= Queen Elizabeth II Garden =

The Queen Elizabeth II Garden is a two-acre public garden in Regent's Park, created to commemorate the life of Queen Elizabeth II. The garden was officially opened by Anne, Princess Royal, on 21 April 2026, marking what would have been her centenary. It has been developed on the site of a former horticultural nursery on the Broad Walk near the Avenue Gardens, which was decommissioned in 2018 following the opening of the Hyde Park Nursery. The project, led by the Royal Parks and designed by HTA Design, is intended as a tranquil public space for reflection featuring elements such as a pond, viewing platform, and planting schemes associated with the Queen. Costing about £5 million and supported by charitable funding, the garden also restores two acres of accessible green space in central London with multiple entrances and accessible pathways.

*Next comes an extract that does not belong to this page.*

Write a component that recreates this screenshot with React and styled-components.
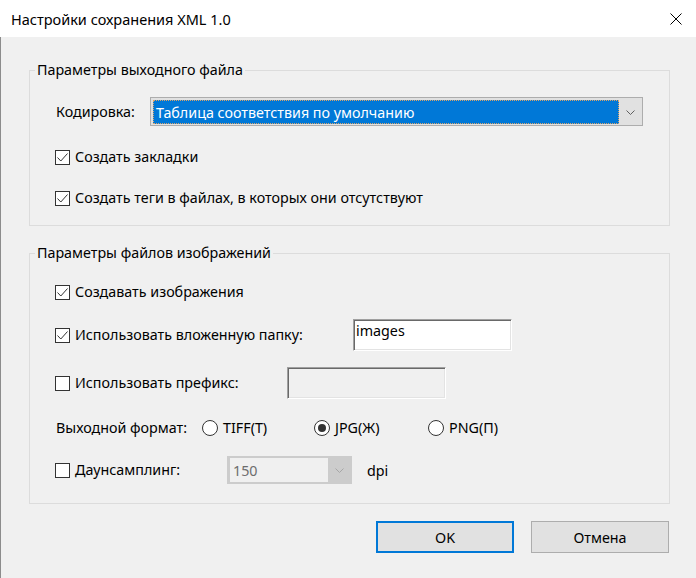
import React from 'react'
import styled, { createGlobalStyle } from 'styled-components'

const GlobalStyle = createGlobalStyle`
  body {
    margin: 0;
    background: #f0f0f0;
    font-family: "Noto Sans", "Open Sans", sans-serif;
    font-size: 14.3px;
    color: #000;
  }
`

const Window = styled.div`
  width: 696px;
  height: 578px;
  display: flex;
  flex-direction: column;
  background: #f0f0f0;
  overflow: hidden;
`

const TitleBar = styled.div`
  height: 37px;
  flex: none;
  background: #fff;
  display: flex;
  align-items: center;
  justify-content: space-between;
  padding: 0 14px 0 11px;
  font-size: 14.5px;
`

const Body = styled.div`
  flex: 1;
  border-left: 1px solid #8c8c8c;
  padding: 23px 26px 0 28px;
`

const Group = styled.fieldset`
  margin: ${p => p.$top || 0}px 0 0;
  padding: 0;
  border: 1px solid #dcdcdc;
  min-width: 0;
`

const Legend = styled.legend`
  margin-left: 5px;
  padding: 0 2px;
  line-height: 20px;
  height: 20px;
`

const GroupBody = styled.div`
  padding: 0 25px ${p => p.$bottom}px 25px;
  display: flex;
  flex-direction: column;
`

const Row = styled.div`
  display: flex;
  align-items: center;
  height: ${p => p.$h || 20}px;
  margin-top: ${p => p.$mt}px;
`

const Label = styled.span`
  flex: none;
  width: ${p => (p.$w ? p.$w + 'px' : 'auto')};
  padding-left: 1px;
  line-height: 20px;
  white-space: nowrap;
`

const CheckBox = styled.span`
  flex: none;
  box-sizing: border-box;
  width: 15px;
  height: 15px;
  border: 1px solid #333;
  background: #fff;
  display: flex;
  margin-right: 4px;
`

const CheckOption = styled.label`
  display: flex;
  align-items: center;
  width: ${p => (p.$w ? p.$w + 'px' : 'auto')};
  flex: none;
`

const RadioCircle = styled.span`
  flex: none;
  box-sizing: border-box;
  width: 16px;
  height: 16px;
  border-radius: 50%;
  border: 1px solid #333;
  background: #fff;
  display: flex;
  align-items: center;
  justify-content: center;
  margin-right: 4px;
  &::after {
    content: '';
    display: ${p => (p.$on ? 'block' : 'none')};
    width: 8px;
    height: 8px;
    border-radius: 50%;
    background: #333;
  }
`

const RadioOption = styled.label`
  display: flex;
  align-items: center;
  width: ${p => (p.$w ? p.$w + 'px' : 'auto')};
  flex: none;
`

const Combo = styled.div`
  box-sizing: border-box;
  width: ${p => p.$w}px;
  height: ${p => p.$h}px;
  display: flex;
  padding: ${p => (p.$disabled ? '1px 0 1px 2px' : '2px 0 1px 2px')};
  border: 1px solid ${p => (p.$disabled ? '#cccccc' : '#adadad')};
  background: ${p => (p.$disabled ? '#cccccc' : '#e1e1e1')};
`

const ComboValue = styled.div`
  flex: 1;
  display: flex;
  align-items: center;
  padding-left: 2px;
  box-sizing: border-box;
  white-space: nowrap;
  background: ${p => (p.$focus ? '#0078d7' : '#f0f0f0')};
  color: ${p => (p.$focus ? '#fff' : '#6d6d6d')};
  border: 1px ${p => (p.$focus ? 'dotted #d9a46a' : 'solid #f0f0f0')};
`

const ComboArrow = styled.div`
  flex: none;
  width: 23px;
  display: flex;
  align-items: center;
  justify-content: center;
`

const TextBox = styled.div`
  box-sizing: border-box;
  width: 159px;
  height: 32px;
  padding: 1px 2px;
  line-height: 20px;
  background: ${p => (p.$disabled ? '#f0f0f0' : '#fff')};
  border-style: solid;
  border-width: 1px;
  border-color: #a0a0a0 #fff #fff #a0a0a0;
  box-shadow: inset 1px 1px 0 #696969, inset -1px -1px 0 #e3e3e3;
`

const Units = styled.span`
  margin-left: 15px;
`

const ButtonRow = styled.div`
  display: flex;
  justify-content: flex-end;
  gap: 17px;
  margin-top: 17px;
  padding-right: 1px;
`

const Button = styled.button`
  box-sizing: border-box;
  width: 138px;
  height: 32px;
  margin: 0;
  font: inherit;
  color: #000;
  background: #e1e1e1;
  border: ${p => (p.$default ? '2px solid #0078d7' : '1px solid #adadad')};
`

const Check = ({ on }) => (
  <CheckBox>
    {on && (
      <svg width="13" height="13" viewBox="0 0 13 13">
        <path d="M1.5 6.5 L4.8 10 L11.5 2.5" fill="none" stroke="#333" strokeWidth="1" />
      </svg>
    )}
  </CheckBox>
)

const Chevron = ({ color }) => (
  <svg width="9" height="5" viewBox="0 0 9 5">
    <path d="M0.5 0.5 L4.5 4.5 L8.5 0.5" fill="none" stroke={color} strokeWidth="1" />
  </svg>
)

export default function App() {
  return (
    <Window>
      <GlobalStyle />
      <TitleBar>
        <span>Настройки сохранения XML 1.0</span>
        <svg width="12" height="12" viewBox="0 0 12 12">
          <path d="M0.5 0.5 L11.5 11.5 M11.5 0.5 L0.5 11.5" stroke="#000" strokeWidth="1" />
        </svg>
      </TitleBar>
      <Body>
        <Group>
          <Legend>Параметры выходного файла</Legend>
          <GroupBody $bottom={17}>
            <Row $mt={17} $h={29}>
              <Label $w={94}>Кодировка:</Label>
              <Combo $w={493} $h={29}>
                <ComboValue $focus>Таблица соответствия по умолчанию</ComboValue>
                <ComboArrow><Chevron color="#606060" /></ComboArrow>
              </Combo>
            </Row>
            <Row $mt={21}>
              <CheckOption><Check on /><Label>Создать закладки</Label></CheckOption>
            </Row>
            <Row $mt={21}>
              <CheckOption><Check on /><Label>Создать теги в файлах, в которых они отсутствуют</Label></CheckOption>
            </Row>
          </GroupBody>
        </Group>

        <Group $top={17}>
          <Legend>Параметры файлов изображений</Legend>
          <GroupBody $bottom={19}>
            <Row $mt={19}>
              <CheckOption><Check on /><Label>Создавать изображения</Label></CheckOption>
            </Row>
            <Row $mt={17} $h={32}>
              <CheckOption $w={298}><Check on /><Label>Использовать вложенную папку:</Label></CheckOption>
              <TextBox>images</TextBox>
            </Row>
            <Row $mt={16} $h={32}>
              <CheckOption $w={232}><Check /><Label>Использовать префикс:</Label></CheckOption>
              <TextBox $disabled />
            </Row>
            <Row $mt={19}>
              <Label $w={146}>Выходной формат:</Label>
              <RadioOption $w={112}><RadioCircle /><Label>TIFF(T)</Label></RadioOption>
              <RadioOption $w={114}><RadioCircle $on /><Label>JPG(Ж)</Label></RadioOption>
              <RadioOption><RadioCircle /><Label>PNG(П)</Label></RadioOption>
            </Row>
            <Row $mt={18} $h={28}>
              <CheckOption $w={172}><Check /><Label>Даунсамплинг:</Label></CheckOption>
              <Combo $w={125} $h={28} $disabled>
                <ComboValue>150</ComboValue>
                <ComboArrow><Chevron color="#a6a6a6" /></ComboArrow>
              </Combo>
              <Units>dpi</Units>
            </Row>
          </GroupBody>
        </Group>

        <ButtonRow>
          <Button $default>OK</Button>
          <Button>Отмена</Button>
        </ButtonRow>
      </Body>
    </Window>
  )
}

The garden has been designed to enhance biodiversity by transforming the former brownfield site into a diverse "micro-mosaic" of habitats, including wildflower meadows, hedgerows, climate-resilient planting, and an ornamental pond. The redevelopment replaces former glasshouses and hard landscaping with features such as more than 40 trees, thousands of square metres of meadow and planting, and habitats intended to support insects, birds, amphibians, and mammals. Before opening, species such as hedgehogs, bats, bees, butterflies, newts, and foxes have been recorded using the site, reflecting a significant increase in ecological value. The design also incorporates sustainable water management systems, reused materials, and climate-adapted planting, while maintaining year-round horticultural interest and supporting pollinators through large-scale bulb planting.